Prenez un navire chimiquier, vieux de dix-sept ans, sur lequel on a constaté des défaillances techniques, battant pavillon panaméen, affrété par une firme immatriculée aux Pays-Bas, géré par une société grecque, et conduit par un équipage russe. Cela pourrait être l’Érika, ce fut le Probo Koala, qui a vidé dans le secret le plus complet plus de dix tonnes de déchets toxiques dans les décharges publiques d’Abidjan, près desquelles les Ivoiriens vivent et cultivent leurs jardins. Résultat : plus de 5 000 intoxiqués et trois morts, dont deux enfants.
Greenpeace estime qu’il s’agit là de boues issues du raffinage pétrolier, donc très toxiques. La Côte-d’Ivoire est un véritable pays poubelle : le navire avait commencé une vidange à Amsterdam, mais elle avait été stoppée suite à des plaintes. En Afrique, rien de tel, on peut profiter d’une nuit d’août pour déverser des cargaisons mortelles, enfreindre les conventions de Bâle sur le transport des déchets, sans que les responsables ne soient punis, alors que les pays riches sont bien mieux équipés pour traiter de tels déchets.

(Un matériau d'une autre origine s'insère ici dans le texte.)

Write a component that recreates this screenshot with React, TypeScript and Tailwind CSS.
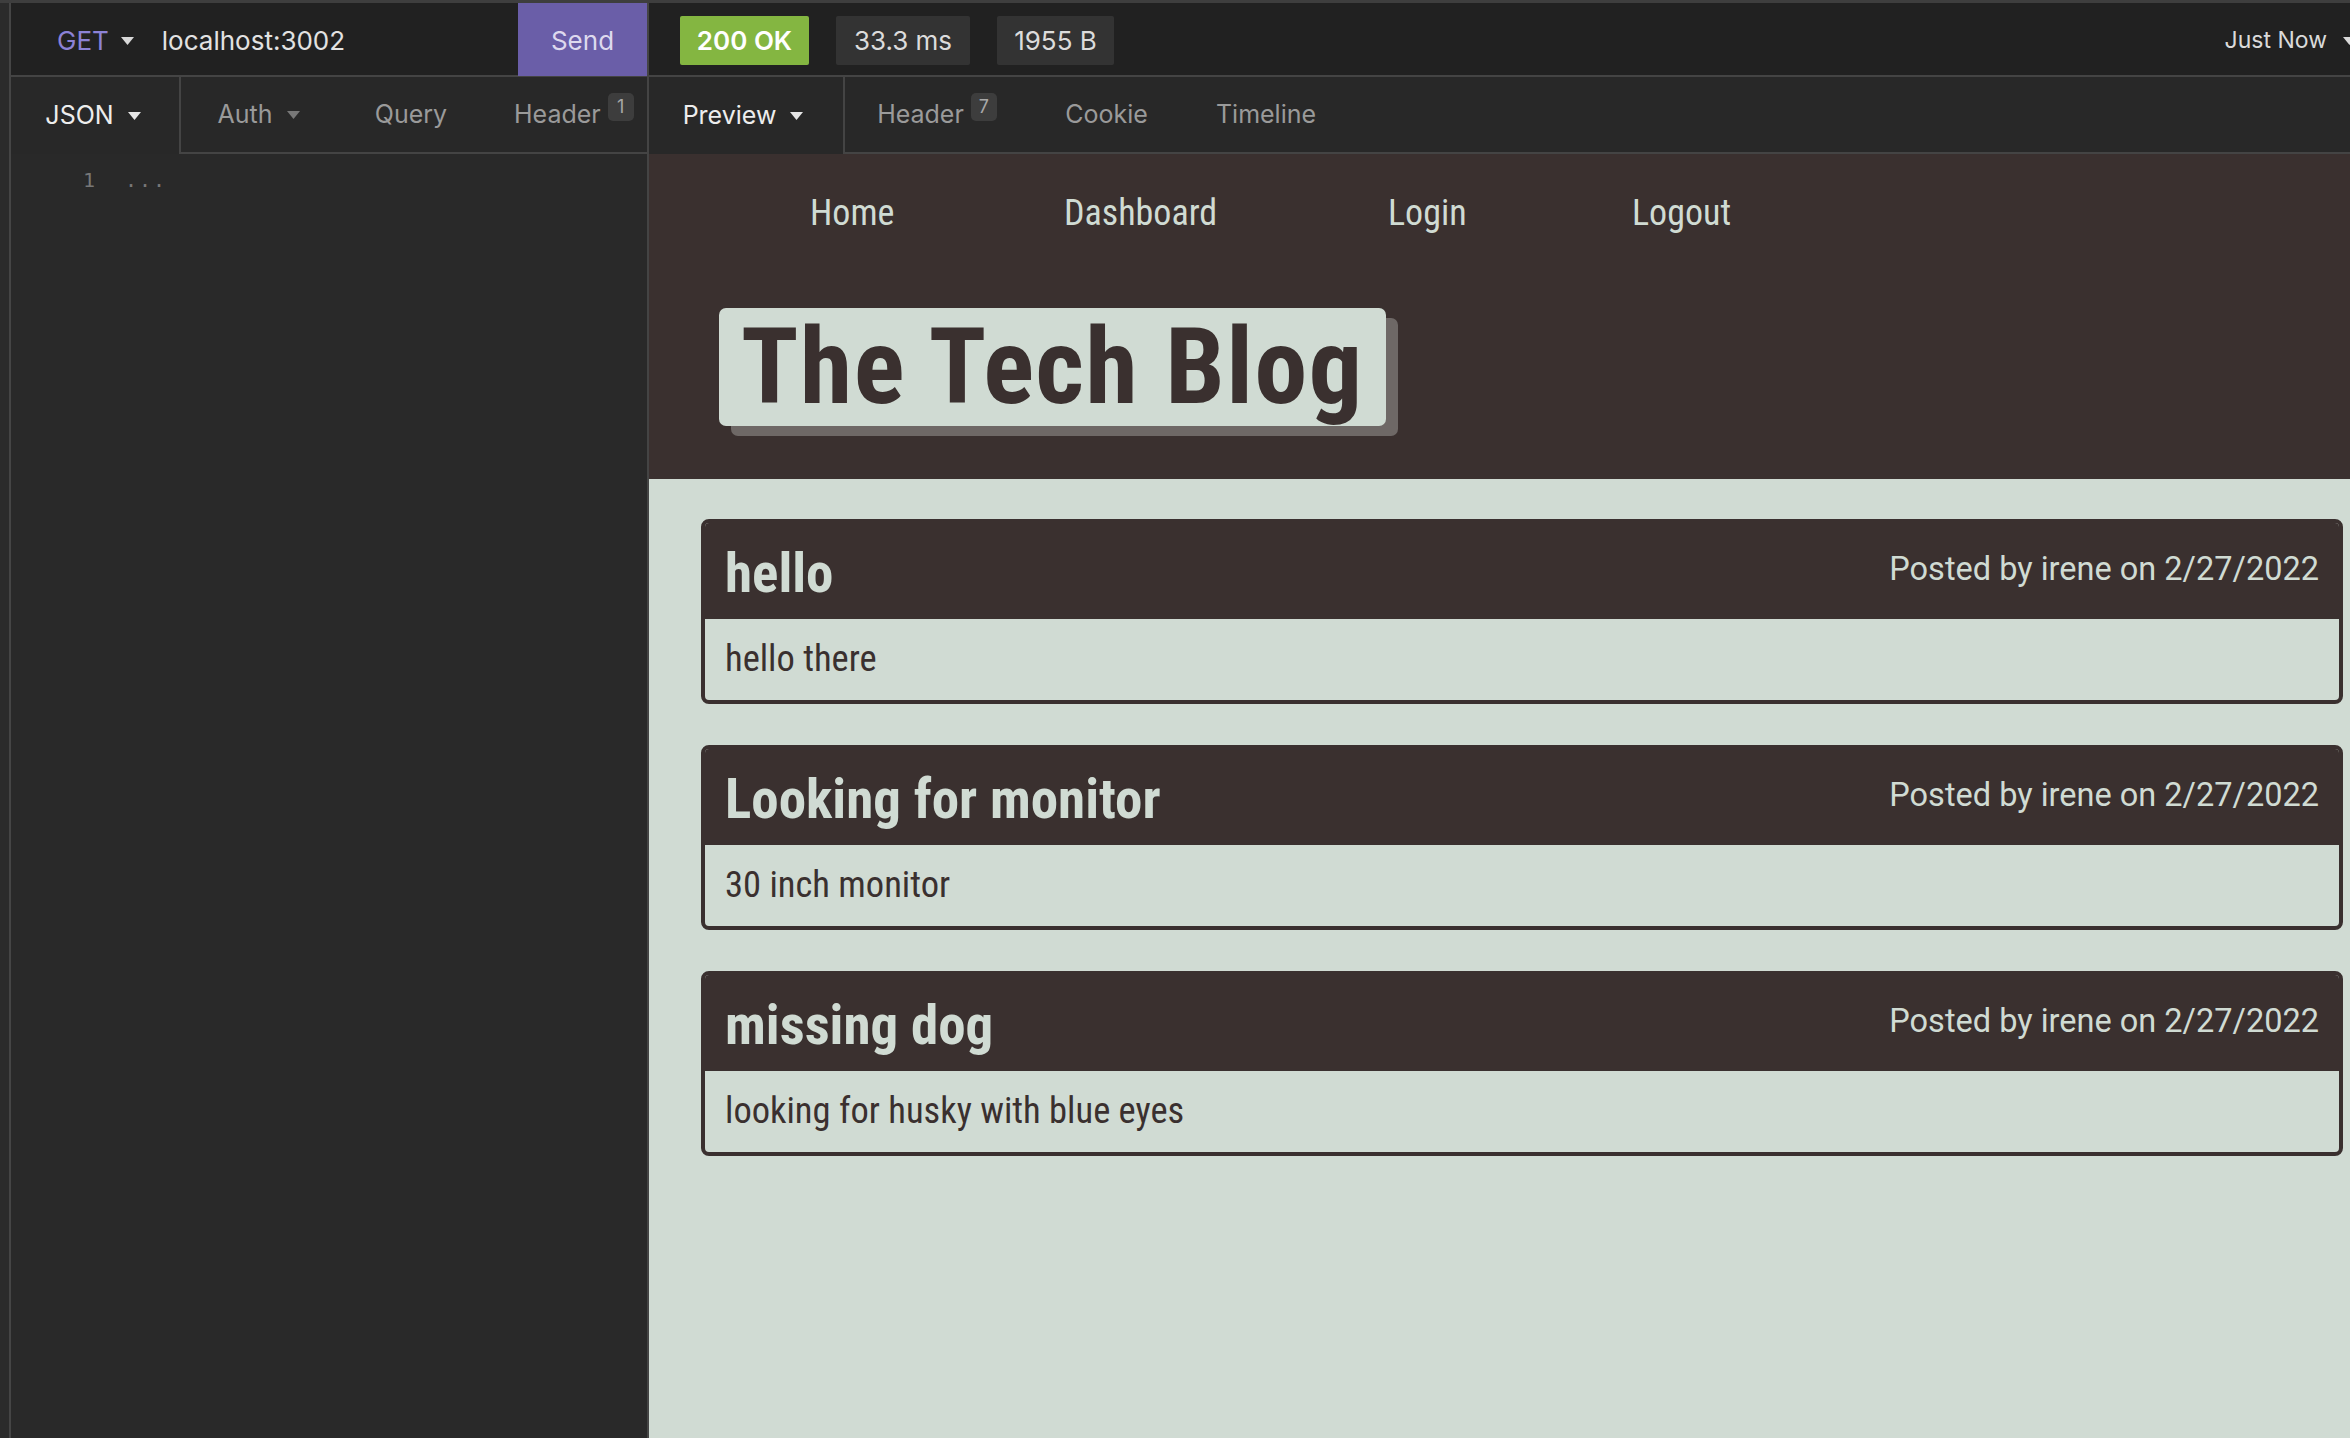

Malgré tout, la population, en découvrant l’ampleur de la pollution et le nombre d’intoxications, s’est révoltée, ce qui a pu accélérer la crise politique qui s’est traduite par la démission du Premier ministre, Konan Banny. Véritable recherche de la vérité ou simple prétexte pour se débarrasser de ses opposants de la part du président Laurent Gbagbo ? Difficile à dire. Ce qui est certain, c’est que les six experts en traitement des déchets envoyés par la France ne suffiront pas à éviter une nouvelle catastrophe, tant que le trafic maritime ne sera pas mieux réglementé, tant que les industries les plus polluantes proliféreront.